An example of how cash flow is calculated
A cash flow statement can play a crucial role in analyzing a business’s finances. Not only is it an important report for internal stakeholders, but it can also help external ones, like lenders and investors, determine whether a company is successful and worthy of investment. Here is a basic example of how cash flow is calculated:
If Barry starts his small business with $10,000 in savings and an additional $15,000 loan from a private lender, he starts out with $25,000 total to fund his venture. He spends the entire amount getting his business off the ground during his first year. Over a short amount of time, though, Barry’s business becomes highly profitable, and he brings home $55,000 total in revenue from operating activities, such as sales, in the first year.
Some of this revenue has been made through $5,000 in credit transactions, though. To determine Barry’s cash flow position—or how much cash he currently has—he must take his operating activities, investing activities and financing activities into account. Because Barry spent $10,000 of his own money to start his company and is currently $15,000 in debt to a private lender, he must subtract the outflow sum of $25,000 from his total revenue to get an accurate picture of his cash inflow.

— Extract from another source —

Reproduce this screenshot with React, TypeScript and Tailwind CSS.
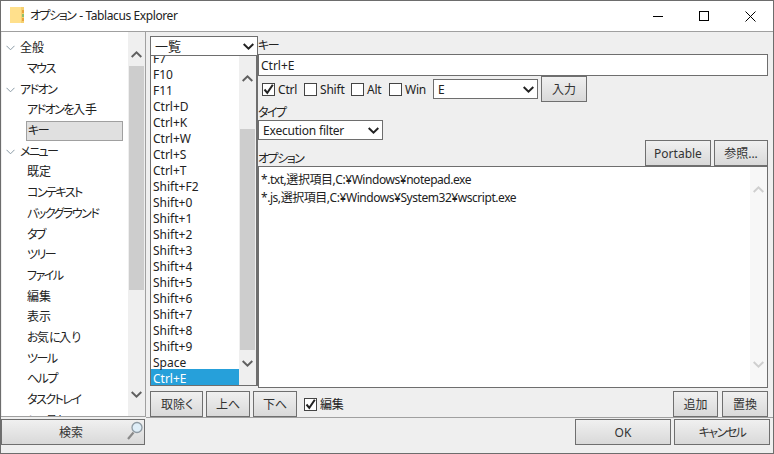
import React from "react";

const font = "font-['Noto_Sans','Noto_Sans_CJK_JP',sans-serif] [font-feature-settings:'palt']";

const tree: [string, number][] = [
  ["全般", 0],
  ["マウス", 1],
  ["アドオン", 0],
  ["アドオンを入手", 1],
  ["キー", 2],
  ["メニュー", 0],
  ["既定", 1],
  ["コンテキスト", 1],
  ["バックグラウンド", 1],
  ["タブ", 1],
  ["ツリー", 1],
  ["ファイル", 1],
  ["編集", 1],
  ["表示", 1],
  ["お気に入り", 1],
  ["ツール", 1],
  ["ヘルプ", 1],
  ["タスクトレイ", 1],
  ["システム", 1],
];

const keys = [
  "F10", "F11", "Ctrl+D", "Ctrl+K", "Ctrl+W", "Ctrl+S", "Ctrl+T", "Shift+F2",
  "Shift+0", "Shift+1", "Shift+2", "Shift+3", "Shift+4", "Shift+5", "Shift+6",
  "Shift+7", "Shift+8", "Shift+9", "Space",
];

// the reference's kana are much narrower than Noto's, kanji are not
function Jp({ text }: { text: string }) {
  const parts = text.split(/([\u3040-\u30ff]+)/);
  return (
    <>
      {parts.map((p, i) =>
        i % 2 ? (
          <span key={i} className="tracking-[-1.5px]">{p}</span>
        ) : (
          <span key={i}>{p}</span>
        )
      )}
    </>
  );
}

function Chevron({ up, className }: { up?: boolean; className?: string }) {
  return (
    <svg width="11" height="7" viewBox="0 0 11 7" className={className}>
      <path
        d={up ? "M0.7 6 L5.5 1.4 L10.3 6" : "M0.7 1 L5.5 5.6 L10.3 1"}
        fill="none"
        stroke="currentColor"
        strokeWidth="2"
      />
    </svg>
  );
}

function Btn({ children, className }: { children: React.ReactNode; className?: string }) {
  return (
    <button
      className={`flex shrink-0 items-center justify-center border border-[#6f6f6f] bg-gradient-to-b from-[#f0f0f0] to-[#d9d9d9] pt-px text-xs text-[#333] ${className ?? ""}`}
    >
      {children}
    </button>
  );
}

function Check({ on, label, className }: { on?: boolean; label: string; className?: string }) {
  return (
    <label className={`flex items-center gap-[3px] ${className ?? ""}`}>
      <span className="flex h-[13px] w-[13px] shrink-0 items-center justify-center border border-[#444] bg-white">
        {on && (
          <svg width="11" height="11" viewBox="0 0 11 11">
            <path d="M1.5 5.5 L4.3 8.8 L9.8 0.8" fill="none" stroke="#222" strokeWidth="2" />
          </svg>
        )}
      </span>
      <span className="pt-[2px] tracking-[-0.2px]">{label}</span>
    </label>
  );
}

function Select({ value, className }: { value: string; className?: string }) {
  return (
    <div className={`flex shrink-0 items-center justify-between border border-[#6e6e6e] bg-white pl-1 pr-[3px] ${className ?? ""}`}>
      <span className="pt-px">{value}</span>
      <Chevron className="text-[#222]" />
    </div>
  );
}

export default function App() {
  return (
    <div className={`flex h-[454px] w-[774px] flex-col overflow-hidden border border-[#6d6d6d] bg-[#efefef] text-xs text-[#222] ${font}`}>
      {/* title bar */}
      <div className="flex h-[31px] shrink-0 items-center border-b border-[#a0a0a0] bg-white">
        <svg width="16" height="16" viewBox="0 0 16 16" className="ml-[9px] -mt-[2px]">
          <rect x="0" y="0" width="14" height="16" fill="#ffe08c" />
          <rect x="11" y="0" width="3" height="16" fill="#f5d070" />
          <rect x="12" y="3" width="2" height="3" fill="#e8a33c" />
          <rect x="12" y="7" width="2" height="3" fill="#8fbf6a" />
          <rect x="12" y="11" width="2" height="3" fill="#e8a33c" />
        </svg>
        <span className="ml-[4px] text-[12px] text-[#222]">
          <Jp text="オプション" />
          <span className="ml-[4px] tracking-[-0.4px]">- Tablacus Explorer</span>
        </span>
        <div className="ml-auto flex items-center text-black">
          <div className="flex w-[46px] justify-center">
            <div className="h-px w-[10px] bg-black" />
          </div>
          <div className="flex w-[46px] justify-center">
            <div className="h-[10px] w-[10px] border border-black" />
          </div>
          <div className="flex w-[46px] justify-center">
            <svg width="11" height="11" viewBox="0 0 11 11">
              <path d="M0.5 0.5 L10.5 10.5 M10.5 0.5 L0.5 10.5" stroke="#000" />
            </svg>
          </div>
        </div>
      </div>

      <div className="flex min-h-0 flex-1">
        {/* left column */}
        <div className="flex w-[145px] shrink-0 flex-col">
          <div className="flex h-[385px] shrink-0 overflow-hidden border-b border-r border-[#a0a0a0] pl-px">
            <div className="min-w-0 flex-1 overflow-hidden bg-white pt-[6px]">
              {tree.map(([name, level]) => (
                <div key={name} className="flex h-[20.7px] shrink-0 items-center">
                  {level === 0 ? (
                    <div className="flex items-center pl-[4px]">
                      <svg width="9" height="6" viewBox="0 0 9 6" className="mr-[5px]">
                        <path d="M0.5 0.8 L4.5 4.8 L8.5 0.8" fill="none" stroke="#8a9aa5" />
                      </svg>
                      <span><Jp text={name} /></span>
                    </div>
                  ) : level === 2 ? (
                    <div className="ml-[24px] flex h-[20px] w-[97px] items-center border border-[#a0a0a0] bg-[#e0e0e0] pl-px"><Jp text={name} /></div>
                  ) : (
                    <span className="pl-[25px]"><Jp text={name} /></span>
                  )}
                </div>
              ))}
            </div>
            <div className="flex w-[17px] shrink-0 flex-col items-center bg-[#efefef] text-[#606060]">
              <div className="mt-[14px] flex h-[17px] shrink-0 items-center"><Chevron up /></div>
              <div className="mt-[3px] h-[224px] w-[15px] bg-[#cdcdcd]" />
              <div className="mb-[13px] mt-auto flex h-[17px] shrink-0 items-center"><Chevron /></div>
            </div>
          </div>
          <Btn className="relative mt-[2px] h-[26px] w-[144px] pr-[4px]">
            検索
            <svg width="18" height="20" viewBox="0 0 18 20" className="absolute right-0 top-[1px]">
              <path d="M2 18 L7.5 11.5" stroke="#8a8a8a" strokeWidth="2.2" />
              <circle cx="11" cy="6.5" r="5" fill="#dfeef8" stroke="#8e9aa3" strokeWidth="1.3" />
            </svg>
          </Btn>
        </div>

        {/* right area */}
        <div className="flex min-w-0 flex-1 flex-col">
          <div className="flex h-[386px] shrink-0 flex-col border-b border-[#a0a0a0] pl-[4px] pr-[5px]">
            <div className="flex h-[356px] shrink-0">
              {/* key list */}
              <div className="flex w-[108px] shrink-0 flex-col pt-[4px]">
                <Select value="一覧" className="h-[20px] text-[13px]" />
                <div className="flex h-[330px] border-b border-l border-r-2 border-[#6e6e6e] bg-white">
                  <div className="min-w-0 flex-1 overflow-hidden">
                    <div className="-mt-[7px] flex h-[16px] items-center pl-[2px] pt-[3px]">F7</div>
                    {keys.map((k) => (
                      <div key={k} className="flex h-[16px] items-center pl-[2px] pt-[3px]">{k}</div>
                    ))}
                    <div className="flex h-[16px] items-center bg-[#26a0da] pl-[2px] pt-[3px] text-white">Ctrl+E</div>
                  </div>
                  <div className="flex w-[17px] shrink-0 flex-col items-center bg-[#efefef] text-[#606060]">
                    <div className="mt-[14px] flex h-[16px] items-center"><Chevron up /></div>
                    <div className="mt-[43px] h-[221px] w-[15px] bg-[#cdcdcd]" />
                    <div className="mb-[14px] mt-auto flex h-[16px] items-center"><Chevron /></div>
                  </div>
                </div>
              </div>
              {/* key detail */}
              <div className="flex min-w-0 flex-1 flex-col">
                <div className="mt-[6px] h-[16px] leading-[16px]"><Jp text="キー" /></div>
                <div className="flex h-[22px] shrink-0 items-center border border-[#6e6e6e] bg-white pl-[2px] pt-px">Ctrl+E</div>
                <div className="flex h-[26px] shrink-0 items-center pl-[4px]">
                  <Check on label="Ctrl" className="w-[42px]" />
                  <Check label="Shift" className="w-[47px]" />
                  <Check label="Alt" className="w-[38px]" />
                  <Check label="Win" className="w-[44px]" />
                  <Select value="E" className="h-[20px] w-[105px]" />
                  <Btn className="ml-[3px] h-[26px] w-[46px]">入力</Btn>
                </div>
                <div className="mt-[2px] h-[16px] leading-[18px]"><Jp text="タイプ" /></div>
                <Select value="Execution filter" className="h-[20px] w-[125px] tracking-[-0.2px]" />
                <div className="flex h-[26px] shrink-0 items-end justify-between">
                  <span className="leading-[14px]"><Jp text="オプション" /></span>
                  <div className="flex gap-[3px]">
                    <Btn className="h-[26px] w-[66px]">Portable</Btn>
                    <Btn className="h-[26px] w-[54px]">参照...</Btn>
                  </div>
                </div>
                <div className="flex h-[222px] shrink-0 border border-[#6e6e6e] bg-white">
                  <div className="min-w-0 flex-1 pl-[2px] pt-[4px] leading-[18px] tracking-[-0.45px]">
                    <div>*.txt,選択項目,C:¥Windows¥notepad.exe</div>
                    <div>*.js,選択項目,C:¥Windows¥System32¥wscript.exe</div>
                  </div>
                  <div className="flex w-[17px] shrink-0 flex-col items-center bg-[#f7f7f7] text-[#cfcfcf]">
                    <div className="mt-[14px] flex h-[16px] items-center"><Chevron up /></div>
                    <div className="mb-[15px] mt-auto flex h-[16px] items-center"><Chevron /></div>
                  </div>
                </div>
              </div>
            </div>
            {/* list and option buttons */}
            <div className="mt-[3px] flex items-center">
              <Btn className="h-[26px] w-[53px]"><Jp text="取除く" /></Btn>
              <Btn className="ml-[3px] h-[26px] w-[44px]">上へ</Btn>
              <Btn className="ml-[3px] h-[26px] w-[44px]">下へ</Btn>
              <Check on label="編集" className="ml-[7px]" />
              <div className="ml-auto flex gap-[4px]">
                <Btn className="h-[26px] w-[45px]">追加</Btn>
                <Btn className="h-[26px] w-[46px]">置換</Btn>
              </div>
            </div>
          </div>
          <div className="flex justify-end gap-[3px] pr-[3px] pt-px">
            <Btn className="h-[26px] w-[96px]">OK</Btn>
            <Btn className="h-[26px] w-[96px]"><Jp text="キャンセル" /></Btn>
          </div>
        </div>
      </div>
    </div>
  );
}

With this, it is evident that Barry only made a total of $30,000 in profit during his first year in business. However, because Barry made $5,000 of his revenue through credit transactions that still remain unpaid, he only has $25,000 in cash on hand. This is a positive cash flow, which is good news for Barry. This calculation, which takes all cash-related activity into account, can help Barry and his team make informed business decisions in the future.
8 reasons why a cash flow statement is important
Cash flow statements can help businesses navigate the need for positive cash-related activity. Here are eight reasons why a cash flow statement might be useful for your company:
Insight into spending activities
Cash flow statements give a holistic picture of the different payments companies make that aren’t typically reflected in a profit and loss statement. For instance, if your company took out a loan and is paying it back, those payments wouldn’t be included in a profit and loss statement. Comparatively, this information would be included in a cash flow statement, providing insight into the actual cash your business spent. If you want to know where your business is spending money, a cash flow report can give you a precise portrait of outflow.
Short-term planning
Cash flow statements are especially useful to companies when it comes to short-term planning. All companies must stay solvent to avoid bankruptcy and meet obligations, such as paying wages, operating costs and more. Because cash flow statements provide a detailed report on how much cash a business has on hand at a given time, they can help financial managers project the cash flow in the near future and keep track of spending to meet specific, short-term goals.
A better picture of cash planning results
Businesses typically create cash plans to follow to ensure their ventures are successful. Despite this, however, there are times when businesses aren’t able to execute their cash plans perfectly or meet the objectives identified during the planning period. A cash flow statement can help companies analyze whether their cash planning was effective by allowing readers to compare projected cash flow numbers to actual cash flow results. Companies can use this information to make more accurate projections in the future.
Ability to increase cash inflow
When businesses have data regarding their current inflow and outflow, they can focus on creating cash from activities other than earning profits. While profit inevitably helps to create cash, there are other ways to do so, and sometimes these methods can be more lucrative overall. For instance, if a company’s employees find that they’re spending a lot of money on inventory, they can try to create excess cash by optimizing operations, such as using inventory efficiently to collect receivables faster.
Improved knowledge of cash balance
Business owners and stakeholders need to know the optimal amount of cash they need to operate successfully. This is one of the most important things a cash flow statement can accomplish—with such a statement, companies can analyze whether they have an excess or deficit of funds. If a company has an excess of cash, they can invest that money, and if they are in a deficit situation, they can turn to external lenders or investors to reach their optimal cash balance.
Working capital analysis
Working capital is defined as the funds that are currently available to businesses—the amount of cash, deposits or other reserves kept on hand to manage operational and day-to-day expenses. Cash flow statements can help business executives, investors and other stakeholders analyze the working capital movement within a given company. This analysis makes it easier for a business to improve its operations in order to preserve cash and improve inflow numbers.
Long-term planning
Similar to short-term planning, cash flow statements can help financial managers plan for the long term. A company’s growth is dependent on accurate financial planning, and a cash flow statement can help managers identify specific, implementable changes. These changes could very well situate the business within a solid financial position over time. In essence, a cash flow statement helps financial managers understand what activities a company needs to prioritize.
Crisis management
Because a cash flow statement gives business stakeholders insight into whether they have a shortage or excess of cash on hand, the report can help with crisis management. If a manager can project a potential cash shortage in a company’s future, they may be able to come up with ways to help the company overcome such a challenge ahead of time. This can make an enormous difference in a company’s ability to reach its goals.